» **PROVIDED DATA**
+ + + + + + +

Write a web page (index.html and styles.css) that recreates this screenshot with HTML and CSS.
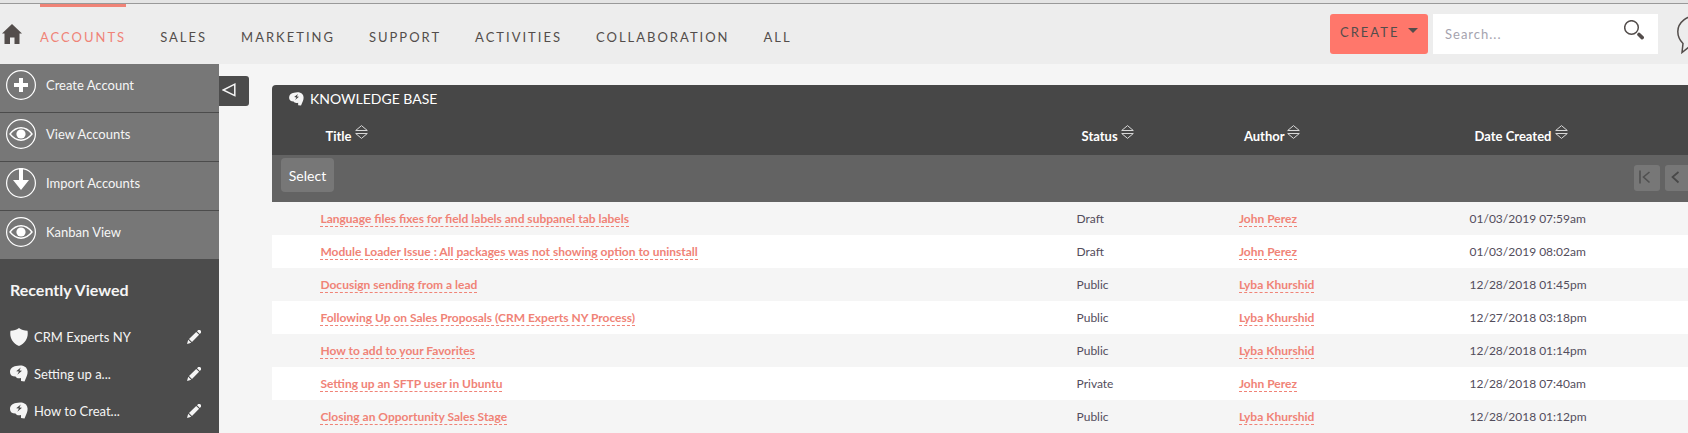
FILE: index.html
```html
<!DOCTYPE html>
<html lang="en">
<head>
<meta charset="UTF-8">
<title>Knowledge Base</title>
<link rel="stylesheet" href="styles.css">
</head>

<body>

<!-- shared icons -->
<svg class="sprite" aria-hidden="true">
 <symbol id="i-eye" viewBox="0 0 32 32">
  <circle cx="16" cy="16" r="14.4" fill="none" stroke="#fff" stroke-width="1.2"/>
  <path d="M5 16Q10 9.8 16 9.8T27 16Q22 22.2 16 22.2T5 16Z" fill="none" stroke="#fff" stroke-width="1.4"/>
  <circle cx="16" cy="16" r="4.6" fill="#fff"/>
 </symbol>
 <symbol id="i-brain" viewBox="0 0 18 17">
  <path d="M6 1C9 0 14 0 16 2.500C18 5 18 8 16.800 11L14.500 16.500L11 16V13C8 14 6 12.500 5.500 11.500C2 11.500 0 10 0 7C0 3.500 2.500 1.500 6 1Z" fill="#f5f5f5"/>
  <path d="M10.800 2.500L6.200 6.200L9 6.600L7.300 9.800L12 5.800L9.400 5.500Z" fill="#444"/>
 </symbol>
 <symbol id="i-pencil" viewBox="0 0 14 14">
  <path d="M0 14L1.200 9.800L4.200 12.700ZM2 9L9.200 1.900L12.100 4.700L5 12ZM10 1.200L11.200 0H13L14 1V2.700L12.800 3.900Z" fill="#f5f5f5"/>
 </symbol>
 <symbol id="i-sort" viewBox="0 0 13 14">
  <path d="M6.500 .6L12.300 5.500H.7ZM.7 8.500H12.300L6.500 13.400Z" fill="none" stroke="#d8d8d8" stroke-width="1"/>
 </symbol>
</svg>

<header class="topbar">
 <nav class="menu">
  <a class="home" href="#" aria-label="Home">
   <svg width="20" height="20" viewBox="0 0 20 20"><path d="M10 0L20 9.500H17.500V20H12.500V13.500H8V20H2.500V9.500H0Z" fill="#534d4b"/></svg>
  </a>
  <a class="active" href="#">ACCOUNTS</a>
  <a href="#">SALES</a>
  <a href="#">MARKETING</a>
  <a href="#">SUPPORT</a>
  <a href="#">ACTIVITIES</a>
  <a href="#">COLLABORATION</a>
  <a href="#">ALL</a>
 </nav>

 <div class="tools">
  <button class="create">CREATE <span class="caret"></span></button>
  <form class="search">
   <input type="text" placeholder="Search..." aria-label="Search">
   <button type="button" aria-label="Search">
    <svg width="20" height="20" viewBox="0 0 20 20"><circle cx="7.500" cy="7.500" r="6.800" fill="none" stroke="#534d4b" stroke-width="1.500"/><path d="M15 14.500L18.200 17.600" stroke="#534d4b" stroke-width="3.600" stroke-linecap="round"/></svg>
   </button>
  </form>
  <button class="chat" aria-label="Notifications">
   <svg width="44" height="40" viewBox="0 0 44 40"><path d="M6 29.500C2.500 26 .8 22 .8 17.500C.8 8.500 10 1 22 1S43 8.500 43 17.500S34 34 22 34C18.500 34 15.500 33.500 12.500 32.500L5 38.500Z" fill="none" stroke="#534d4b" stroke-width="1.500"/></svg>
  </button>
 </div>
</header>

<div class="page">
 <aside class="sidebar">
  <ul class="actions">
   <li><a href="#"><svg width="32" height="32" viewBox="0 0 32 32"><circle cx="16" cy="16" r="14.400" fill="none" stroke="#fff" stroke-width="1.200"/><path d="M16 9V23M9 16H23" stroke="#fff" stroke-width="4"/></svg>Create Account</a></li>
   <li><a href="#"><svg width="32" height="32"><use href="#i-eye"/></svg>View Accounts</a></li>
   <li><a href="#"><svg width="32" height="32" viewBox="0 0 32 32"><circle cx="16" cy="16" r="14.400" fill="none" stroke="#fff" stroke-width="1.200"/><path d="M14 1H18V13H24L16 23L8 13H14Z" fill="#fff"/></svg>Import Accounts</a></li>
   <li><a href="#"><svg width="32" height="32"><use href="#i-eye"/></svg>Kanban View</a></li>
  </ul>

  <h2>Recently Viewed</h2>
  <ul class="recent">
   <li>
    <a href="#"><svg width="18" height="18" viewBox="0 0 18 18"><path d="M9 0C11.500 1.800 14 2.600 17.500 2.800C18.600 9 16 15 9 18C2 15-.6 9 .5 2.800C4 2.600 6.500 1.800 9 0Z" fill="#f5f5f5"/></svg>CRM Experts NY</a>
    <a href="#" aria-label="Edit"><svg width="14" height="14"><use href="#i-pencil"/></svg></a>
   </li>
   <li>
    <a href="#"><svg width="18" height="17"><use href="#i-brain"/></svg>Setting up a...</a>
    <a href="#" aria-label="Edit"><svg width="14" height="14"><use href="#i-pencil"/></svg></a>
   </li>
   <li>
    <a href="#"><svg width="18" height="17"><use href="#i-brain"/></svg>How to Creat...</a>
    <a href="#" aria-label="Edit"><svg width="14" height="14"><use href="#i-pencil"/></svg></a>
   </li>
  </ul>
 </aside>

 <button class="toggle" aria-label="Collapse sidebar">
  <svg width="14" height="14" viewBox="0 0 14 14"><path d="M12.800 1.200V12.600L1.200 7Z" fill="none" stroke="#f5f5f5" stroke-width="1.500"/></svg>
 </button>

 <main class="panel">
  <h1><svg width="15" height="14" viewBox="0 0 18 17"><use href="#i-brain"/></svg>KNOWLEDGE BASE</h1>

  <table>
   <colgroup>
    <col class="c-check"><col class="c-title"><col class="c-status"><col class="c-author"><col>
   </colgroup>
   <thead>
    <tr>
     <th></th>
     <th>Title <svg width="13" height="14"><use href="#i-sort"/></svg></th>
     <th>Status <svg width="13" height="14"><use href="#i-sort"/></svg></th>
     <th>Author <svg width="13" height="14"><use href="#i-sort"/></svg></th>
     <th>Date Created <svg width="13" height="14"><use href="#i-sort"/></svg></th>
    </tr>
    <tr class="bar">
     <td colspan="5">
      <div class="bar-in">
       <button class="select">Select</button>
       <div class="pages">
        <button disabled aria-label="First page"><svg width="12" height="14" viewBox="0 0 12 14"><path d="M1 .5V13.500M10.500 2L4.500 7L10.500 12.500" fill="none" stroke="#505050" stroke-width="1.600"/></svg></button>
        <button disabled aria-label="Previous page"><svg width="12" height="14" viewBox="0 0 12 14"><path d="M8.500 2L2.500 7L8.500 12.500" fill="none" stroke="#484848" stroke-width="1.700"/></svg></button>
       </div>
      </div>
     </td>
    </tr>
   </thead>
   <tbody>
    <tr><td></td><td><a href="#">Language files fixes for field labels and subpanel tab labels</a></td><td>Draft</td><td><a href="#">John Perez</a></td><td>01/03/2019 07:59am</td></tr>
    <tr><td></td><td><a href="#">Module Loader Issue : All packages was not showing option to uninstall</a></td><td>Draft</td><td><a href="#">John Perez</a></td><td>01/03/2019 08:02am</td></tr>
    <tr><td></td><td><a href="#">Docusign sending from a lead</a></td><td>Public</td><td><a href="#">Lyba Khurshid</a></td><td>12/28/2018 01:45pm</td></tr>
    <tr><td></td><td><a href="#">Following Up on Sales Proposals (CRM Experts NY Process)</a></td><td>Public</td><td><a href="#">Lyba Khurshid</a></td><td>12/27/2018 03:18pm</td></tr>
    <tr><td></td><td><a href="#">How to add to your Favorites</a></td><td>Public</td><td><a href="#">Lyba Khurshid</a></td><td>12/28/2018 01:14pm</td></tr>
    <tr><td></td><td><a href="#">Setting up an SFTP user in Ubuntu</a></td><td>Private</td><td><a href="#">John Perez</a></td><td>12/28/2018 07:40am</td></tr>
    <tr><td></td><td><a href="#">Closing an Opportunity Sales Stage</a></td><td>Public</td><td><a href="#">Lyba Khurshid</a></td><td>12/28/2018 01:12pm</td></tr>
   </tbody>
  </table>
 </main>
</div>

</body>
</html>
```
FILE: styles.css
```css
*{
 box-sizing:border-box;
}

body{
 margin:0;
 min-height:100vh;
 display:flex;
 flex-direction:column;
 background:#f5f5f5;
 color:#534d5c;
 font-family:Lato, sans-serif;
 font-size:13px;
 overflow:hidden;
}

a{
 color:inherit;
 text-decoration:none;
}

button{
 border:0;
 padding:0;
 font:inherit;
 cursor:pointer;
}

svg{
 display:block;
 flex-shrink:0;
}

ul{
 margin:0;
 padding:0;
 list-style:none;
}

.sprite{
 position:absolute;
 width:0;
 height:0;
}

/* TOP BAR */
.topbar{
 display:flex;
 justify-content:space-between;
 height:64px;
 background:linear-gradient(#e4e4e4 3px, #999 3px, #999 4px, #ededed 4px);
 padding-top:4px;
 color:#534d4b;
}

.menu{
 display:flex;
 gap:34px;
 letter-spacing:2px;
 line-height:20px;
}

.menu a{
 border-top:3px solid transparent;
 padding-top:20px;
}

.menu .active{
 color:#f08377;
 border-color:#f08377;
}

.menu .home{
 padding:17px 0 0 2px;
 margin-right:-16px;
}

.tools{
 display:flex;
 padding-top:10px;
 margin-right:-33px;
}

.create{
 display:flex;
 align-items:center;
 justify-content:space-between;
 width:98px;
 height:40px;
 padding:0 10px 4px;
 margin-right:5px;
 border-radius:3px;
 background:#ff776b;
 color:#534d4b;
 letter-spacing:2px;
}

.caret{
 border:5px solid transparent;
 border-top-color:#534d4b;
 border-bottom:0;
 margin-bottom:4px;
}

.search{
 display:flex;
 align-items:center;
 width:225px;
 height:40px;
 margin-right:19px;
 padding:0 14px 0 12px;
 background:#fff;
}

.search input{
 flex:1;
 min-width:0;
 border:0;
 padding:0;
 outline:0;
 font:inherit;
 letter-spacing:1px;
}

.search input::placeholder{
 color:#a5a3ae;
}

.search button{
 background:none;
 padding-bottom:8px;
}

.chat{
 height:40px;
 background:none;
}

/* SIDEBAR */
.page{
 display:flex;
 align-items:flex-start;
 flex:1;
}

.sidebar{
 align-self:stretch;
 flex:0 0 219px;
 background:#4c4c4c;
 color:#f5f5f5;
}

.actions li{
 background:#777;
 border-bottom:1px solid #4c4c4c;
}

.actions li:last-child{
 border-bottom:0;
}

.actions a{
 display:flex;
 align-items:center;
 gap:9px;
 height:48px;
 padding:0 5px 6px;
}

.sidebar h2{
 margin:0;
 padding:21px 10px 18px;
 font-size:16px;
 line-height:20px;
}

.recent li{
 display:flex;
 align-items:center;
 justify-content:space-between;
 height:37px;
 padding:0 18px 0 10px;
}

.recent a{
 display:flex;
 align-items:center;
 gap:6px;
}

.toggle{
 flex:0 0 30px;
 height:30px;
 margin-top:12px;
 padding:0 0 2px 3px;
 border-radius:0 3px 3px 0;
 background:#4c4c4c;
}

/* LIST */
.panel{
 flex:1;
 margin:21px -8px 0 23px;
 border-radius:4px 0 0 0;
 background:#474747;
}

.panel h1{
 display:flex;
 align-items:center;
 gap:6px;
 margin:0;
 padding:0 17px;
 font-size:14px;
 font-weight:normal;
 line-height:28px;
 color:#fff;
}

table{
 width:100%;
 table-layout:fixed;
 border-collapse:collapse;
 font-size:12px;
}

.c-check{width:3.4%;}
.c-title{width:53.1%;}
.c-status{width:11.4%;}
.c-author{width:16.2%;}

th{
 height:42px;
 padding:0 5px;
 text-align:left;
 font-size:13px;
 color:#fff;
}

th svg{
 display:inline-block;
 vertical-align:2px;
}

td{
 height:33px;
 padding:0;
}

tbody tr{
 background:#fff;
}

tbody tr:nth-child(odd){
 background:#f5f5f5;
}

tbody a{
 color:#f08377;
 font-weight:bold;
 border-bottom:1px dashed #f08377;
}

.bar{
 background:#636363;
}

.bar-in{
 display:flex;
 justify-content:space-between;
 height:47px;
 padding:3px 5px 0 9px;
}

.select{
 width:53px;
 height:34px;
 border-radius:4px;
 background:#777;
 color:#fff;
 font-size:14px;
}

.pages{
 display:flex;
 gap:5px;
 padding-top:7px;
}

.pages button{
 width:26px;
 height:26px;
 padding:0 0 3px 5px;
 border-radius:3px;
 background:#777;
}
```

+ + + + + + +

» **STATED GOAL**
State how many lines of the data include the word "index", with nothing else.

» **ANSWER TO THE TASK**
2